Abstract
SIR ARCHIBALD GEIKIE has done a further service to British science in reviving the memory of John Michell, and in directing attention to his work in various fields. Geologists are familiar with Michell's name in connection with Jurassic strata, and especially with the “Lyas” that he traced from Somerset to Lincolnshire. It is unfortunate that this ancient quarryman's term should suggest, in its modern form, a pseudo-classical origin. Michell, after his retirement from the rectory of St. Botolph's, Cambridge, and from his brief tenure of the Woodwardian professorship of geology, continued, as rector of Thornhill, “those important investigations in physics and astronomy with which his name will always be associated.” He died in 1793, before the experiment that he had designed for determining the earth's density could be carried out; but his apparatus came, through Wollaston, into the hands of his friend and correspondent Cavendish, who improved it in detail, and ungrudgingly acknowledged Michell as its originator.
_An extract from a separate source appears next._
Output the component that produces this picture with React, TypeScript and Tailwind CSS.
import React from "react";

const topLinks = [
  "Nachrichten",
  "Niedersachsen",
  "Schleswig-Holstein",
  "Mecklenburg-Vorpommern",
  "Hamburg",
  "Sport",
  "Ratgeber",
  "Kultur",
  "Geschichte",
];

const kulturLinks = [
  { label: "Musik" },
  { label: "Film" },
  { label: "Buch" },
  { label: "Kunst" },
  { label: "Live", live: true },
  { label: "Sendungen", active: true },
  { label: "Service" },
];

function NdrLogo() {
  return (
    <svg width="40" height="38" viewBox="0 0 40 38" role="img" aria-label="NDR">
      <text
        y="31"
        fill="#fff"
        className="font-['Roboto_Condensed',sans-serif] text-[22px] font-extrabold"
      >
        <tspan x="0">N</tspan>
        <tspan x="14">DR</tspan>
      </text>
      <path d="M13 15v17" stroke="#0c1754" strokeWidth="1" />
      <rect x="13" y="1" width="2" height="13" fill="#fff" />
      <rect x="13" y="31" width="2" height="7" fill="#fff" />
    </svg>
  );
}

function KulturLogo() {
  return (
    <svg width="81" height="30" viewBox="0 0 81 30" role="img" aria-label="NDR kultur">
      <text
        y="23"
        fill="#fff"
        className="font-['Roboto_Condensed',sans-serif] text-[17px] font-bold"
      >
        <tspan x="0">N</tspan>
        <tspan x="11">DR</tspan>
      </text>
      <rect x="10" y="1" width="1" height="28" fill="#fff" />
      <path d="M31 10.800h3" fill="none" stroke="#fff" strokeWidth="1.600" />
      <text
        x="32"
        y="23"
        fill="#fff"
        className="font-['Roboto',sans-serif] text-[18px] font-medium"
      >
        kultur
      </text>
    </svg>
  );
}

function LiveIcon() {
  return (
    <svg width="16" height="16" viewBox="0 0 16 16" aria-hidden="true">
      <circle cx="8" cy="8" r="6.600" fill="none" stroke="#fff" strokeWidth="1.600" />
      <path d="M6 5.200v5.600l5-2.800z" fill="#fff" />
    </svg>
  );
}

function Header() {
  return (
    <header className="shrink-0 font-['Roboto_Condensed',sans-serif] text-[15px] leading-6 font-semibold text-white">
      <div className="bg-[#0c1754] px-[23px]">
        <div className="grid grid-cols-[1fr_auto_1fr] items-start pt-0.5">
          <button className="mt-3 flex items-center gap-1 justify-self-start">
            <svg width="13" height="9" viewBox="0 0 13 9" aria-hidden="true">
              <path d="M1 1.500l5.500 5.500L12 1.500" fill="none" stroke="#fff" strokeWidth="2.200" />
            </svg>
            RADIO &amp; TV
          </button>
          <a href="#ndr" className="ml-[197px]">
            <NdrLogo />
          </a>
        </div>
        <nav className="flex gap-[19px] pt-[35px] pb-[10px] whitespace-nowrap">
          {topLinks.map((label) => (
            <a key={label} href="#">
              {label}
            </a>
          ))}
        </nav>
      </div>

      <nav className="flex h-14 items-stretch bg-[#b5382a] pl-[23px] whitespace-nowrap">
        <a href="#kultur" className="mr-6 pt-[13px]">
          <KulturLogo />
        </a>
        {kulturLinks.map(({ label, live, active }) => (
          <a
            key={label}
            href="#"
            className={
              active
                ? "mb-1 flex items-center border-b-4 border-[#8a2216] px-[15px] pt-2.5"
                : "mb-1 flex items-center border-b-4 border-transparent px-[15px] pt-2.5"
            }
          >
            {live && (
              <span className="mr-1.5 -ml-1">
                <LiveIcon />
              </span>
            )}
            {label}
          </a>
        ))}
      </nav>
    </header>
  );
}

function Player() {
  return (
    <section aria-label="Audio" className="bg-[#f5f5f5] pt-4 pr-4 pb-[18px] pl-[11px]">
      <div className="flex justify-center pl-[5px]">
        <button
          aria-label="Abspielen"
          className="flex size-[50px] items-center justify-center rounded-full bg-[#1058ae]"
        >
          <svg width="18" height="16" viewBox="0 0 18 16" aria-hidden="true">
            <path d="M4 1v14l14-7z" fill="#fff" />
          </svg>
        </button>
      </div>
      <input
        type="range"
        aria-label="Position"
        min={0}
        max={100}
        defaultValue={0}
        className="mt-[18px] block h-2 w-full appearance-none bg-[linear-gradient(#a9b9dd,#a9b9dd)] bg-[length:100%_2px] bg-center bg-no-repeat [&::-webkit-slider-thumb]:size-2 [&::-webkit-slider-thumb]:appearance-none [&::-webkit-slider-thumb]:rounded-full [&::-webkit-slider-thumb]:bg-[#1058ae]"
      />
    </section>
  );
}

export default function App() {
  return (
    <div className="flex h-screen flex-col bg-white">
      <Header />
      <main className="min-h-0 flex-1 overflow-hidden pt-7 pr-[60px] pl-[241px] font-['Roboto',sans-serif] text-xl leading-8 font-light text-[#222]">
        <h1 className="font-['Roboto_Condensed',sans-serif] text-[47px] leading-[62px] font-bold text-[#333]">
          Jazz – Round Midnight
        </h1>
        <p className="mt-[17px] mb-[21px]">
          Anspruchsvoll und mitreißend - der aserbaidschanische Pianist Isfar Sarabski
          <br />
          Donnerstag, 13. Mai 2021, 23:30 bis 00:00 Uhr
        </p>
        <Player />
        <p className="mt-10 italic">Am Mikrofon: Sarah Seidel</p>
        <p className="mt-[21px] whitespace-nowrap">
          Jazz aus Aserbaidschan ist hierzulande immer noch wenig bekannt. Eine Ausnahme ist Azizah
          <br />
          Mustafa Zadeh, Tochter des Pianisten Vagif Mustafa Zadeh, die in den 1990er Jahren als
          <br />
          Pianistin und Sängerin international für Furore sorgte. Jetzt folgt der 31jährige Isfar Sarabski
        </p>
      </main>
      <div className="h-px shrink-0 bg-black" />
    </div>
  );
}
A long and interesting letter from Michell to Cavendish on the strata near Grantham is here published for the first time. In his frequent journeys from Thornhill to London he made observations at his halting-places, such as Greetham on the old North Road, and one feels that he would have hailed the work of his successor, William Smith, as confirming much that he had seen. In 1760, while still at Cambridge, he contributed a paper on earthquakes to the Royal Society, in which he urged that the initial shock is propagated by wave-motion through the earth.
Memoir of John Michell, M.A., B.D., F.R.S.
By Sir Archibald Geikie. Pp. 107. (Cambridge: At the University Press, 1918.)